A bit more about total vs partial change (Monday)
- Gradepoint average example
- Running times changing with age
Confidence intervals on model coefficients
- Mechanics.
  - Resampling and the resampling distribution. (Monday)
  - Model value and prediction distributions (Wednesday)
- Interpretation
  - Role of the variable given the covariates. (Monday)
  - Coverage activity (Wednesday)
Mid-term Exam

Next Monday will be about collinearity and confidence intervals

Next Wednesday about probability models.

Then, after Fall break, we'll move into hypothesis testing.

Where We Are

You should understand that …

A covariate is an explanatory variable, but one in which you, the modeler, happen not to be directly interested it.
When you have a model, you can interpret it by running “experiments” on the model. The most common of these is to examine the effect of one variable by changing it and holding the others constant. This corresponds to the idea of a partial derivative for a quantitative variable. For a categorical variable, this is a partial difference. (Sometimes it makes sense to change more than one variable at a time if the two variables are aligned in some way, for instance years of work experience and of education.)
If you're going to be holding a covariate constant, you need to include that variable in the model. There is still an open question about whether to include interaction terms, transformation terms, etc. We have the hint of an idea that terms can be evaluated based on the way they change \( R^2 \) and whether a term adds more to \( R^2 \) than would a random variable.
Leaving a variable out of a model does not leave out that variable's influence on the system, it just hides it from your view. So include covariates and use the interpretation/“experiment-on-model” phase to hold constant what you're not interested in.

Where We're Heading

Sampling distributions, resampling distributions, and confidence intervals on model coefficients can be constructed using the same methodology as we used when examining groupwise means.
Examining confidence intervals on model coefficients gives another way to judge the effectiveness of including additional model terms. When the new terms are highly aligned with other terms in the model, the confidence intervals can grow uselessly large.
You can put a confidence interval on a prediction. This has two parts:
- The interval on the model value
- The wider interval on the prediction itself, which has to include the uncertainly due to the residual.

Classroom Notes

Holding covariates constant

From Friday's notes:

GPA example
Aging and running example

Confidence Intervals

Review:

Sampling Distributions and Re-sampling Distributions

Construct an interval using do() and resample().

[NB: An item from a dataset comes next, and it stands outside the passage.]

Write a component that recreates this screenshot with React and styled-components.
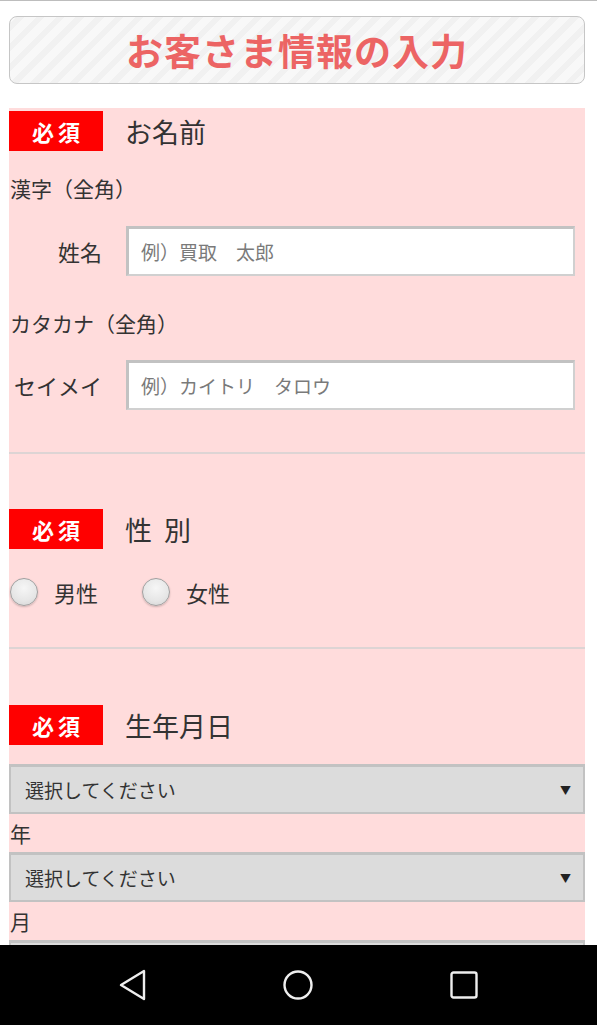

s = do(100) * lm(width ~ sex + length, data = resample(KidsFeet))
sd(s)  # standard error

## Intercept      sexG    length     sigma r.squared 
##   0.79180   0.12599   0.03000   0.03354   0.09552

densityplot(~length, data = s)

plot of chunk unnamed-chunk-2

Using confint()

Using summary(). Explain the standard error and how to get confidence intervals from that.

Kids' foot width

The setting for this problem is the question of whether girls' feet are narrower than boys'. Confidence intervals give us a quick answer (based on the available data):

mod = lm(width ~ sex, data = KidsFeet)
confint(mod)

##               2.5 %   97.5 %
## (Intercept)  8.9759  9.40411
## sexG        -0.7125 -0.09903

The confidence interval on the difference between boys' and girls' foot widths is entirely in the negative. So even this small sample provides evidence that girls' feet are narrower than boys'.

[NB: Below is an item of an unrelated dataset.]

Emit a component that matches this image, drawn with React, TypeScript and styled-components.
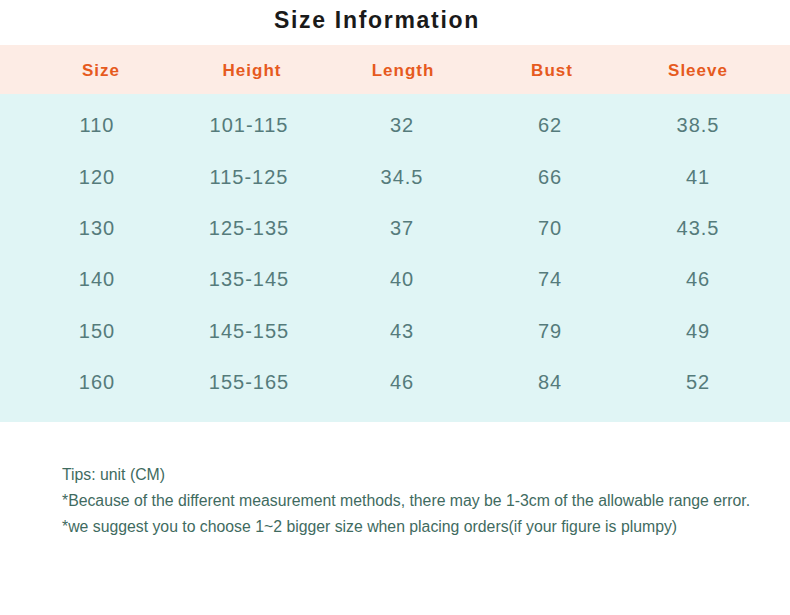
import React from 'react'
import styled, { createGlobalStyle } from 'styled-components'

const SIZE_ROWS = [
  ['110', '101-115', '32', '62', '38.5'],
  ['120', '115-125', '34.5', '66', '41'],
  ['130', '125-135', '37', '70', '43.5'],
  ['140', '135-145', '40', '74', '46'],
  ['150', '145-155', '43', '79', '49'],
  ['160', '155-165', '46', '84', '52']
]

const HEADERS = ['Size', 'Height', 'Length', 'Bust', 'Sleeve']

const TIPS = [
  'Tips: unit (CM)',
  '*Because of the different measurement methods, there may be 1-3cm of the allowable range error.',
  '*we suggest you to choose 1~2 bigger size when placing orders(if your figure is plumpy)'
]

const GlobalStyle = createGlobalStyle`
  html, body {
    margin: 0;
    padding: 0;
    background: #ffffff;
  }
  body {
    font-family: 'Liberation Sans', Arial, sans-serif;
  }
`

export default function App() {
  return (
    <>
      <GlobalStyle />
      <Page>
        <Title>Size Information</Title>
        <HeaderBand>
          {HEADERS.map((h) => (
            <HeaderCell key={h}>{h}</HeaderCell>
          ))}
        </HeaderBand>
        <Body>
          {SIZE_ROWS.map((row) => (
            <Row key={row[0]}>
              {row.map((value, i) => (
                <Cell key={i}>{value}</Cell>
              ))}
            </Row>
          ))}
        </Body>
        <Tips>
          {TIPS.map((t) => (
            <TipLine key={t}>{t}</TipLine>
          ))}
        </Tips>
      </Page>
    </>
  )
}

const Page = styled.div`
  width: 790px;
  height: 615px;
  overflow: hidden;
  background: #ffffff;
`

const Title = styled.h1`
  margin: 0;
  height: 45px;
  padding-right: 36px;
  line-height: 40px;
  text-align: center;
  font-size: 23px;
  font-weight: 700;
  letter-spacing: 1.7px;
  color: #1a1a1a;
`

const HeaderBand = styled.div`
  box-sizing: border-box;
  display: grid;
  grid-template-columns: 152px 150px 152px 146px 146px;
  padding: 2px 0 0 25px;
  height: 49px;
  align-items: center;
  background: #fdece5;
`

const HeaderCell = styled.div`
  text-align: center;
  font-size: 17px;
  font-weight: 700;
  letter-spacing: 1px;
  color: #e65a1e;
`

const Body = styled.div`
  background: #e0f5f5;
  padding: 6px 0 13.6px;
`

const Row = styled.div`
  display: grid;
  grid-template-columns: 152px 152px 154px 142px 154px;
  padding-left: 21px;
  height: 51.4px;
  align-items: center;
`

const Cell = styled.div`
  text-align: center;
  font-size: 20px;
  letter-spacing: 1px;
  color: #557b7b;
`

const Tips = styled.div`
  margin-top: 40px;
  padding-left: 62px;
`

const TipLine = styled.div`
  font-size: 15.8px;
  line-height: 26px;
  color: #3f6b5f;
`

The real question, however, is whether, for any given shoe size (determined by length) the girls' feet are narrower:

mod2 = lm(width ~ sex + length, data = KidsFeet)
confint(mod2)

##               2.5 %  97.5 %
## (Intercept)  1.1048 6.17752
## sexG        -0.4948 0.02974
## length       0.1202 0.32182

Not so much.

If we make a complicated model, it's harder to interpret the confidence intervals on the coefficients:

mod3 = lm(width ~ sex * length, data = KidsFeet)
confint(mod3)

##                2.5 % 97.5 %
## (Intercept)  0.09816 7.6060
## sexG        -5.70118 4.4534
## length       0.06326 0.3620
## sexG:length -0.18915 0.2208

Notice how the confidence interval on sexG has gotten much wider. This can be confusing, since sexG also enters in to the interaction term. Model values are good to compare here:

f3 = makeFun(mod3)
f3(length = 25, sex = "G")

##     1 
## 8.939

f3(length = 25, sex = c("G", "B"), interval = "confidence")

##     fit   lwr   upr
## 1 8.939 8.734 9.145
## 2 9.168 8.990 9.346

There is considerable overlap between the two intervals.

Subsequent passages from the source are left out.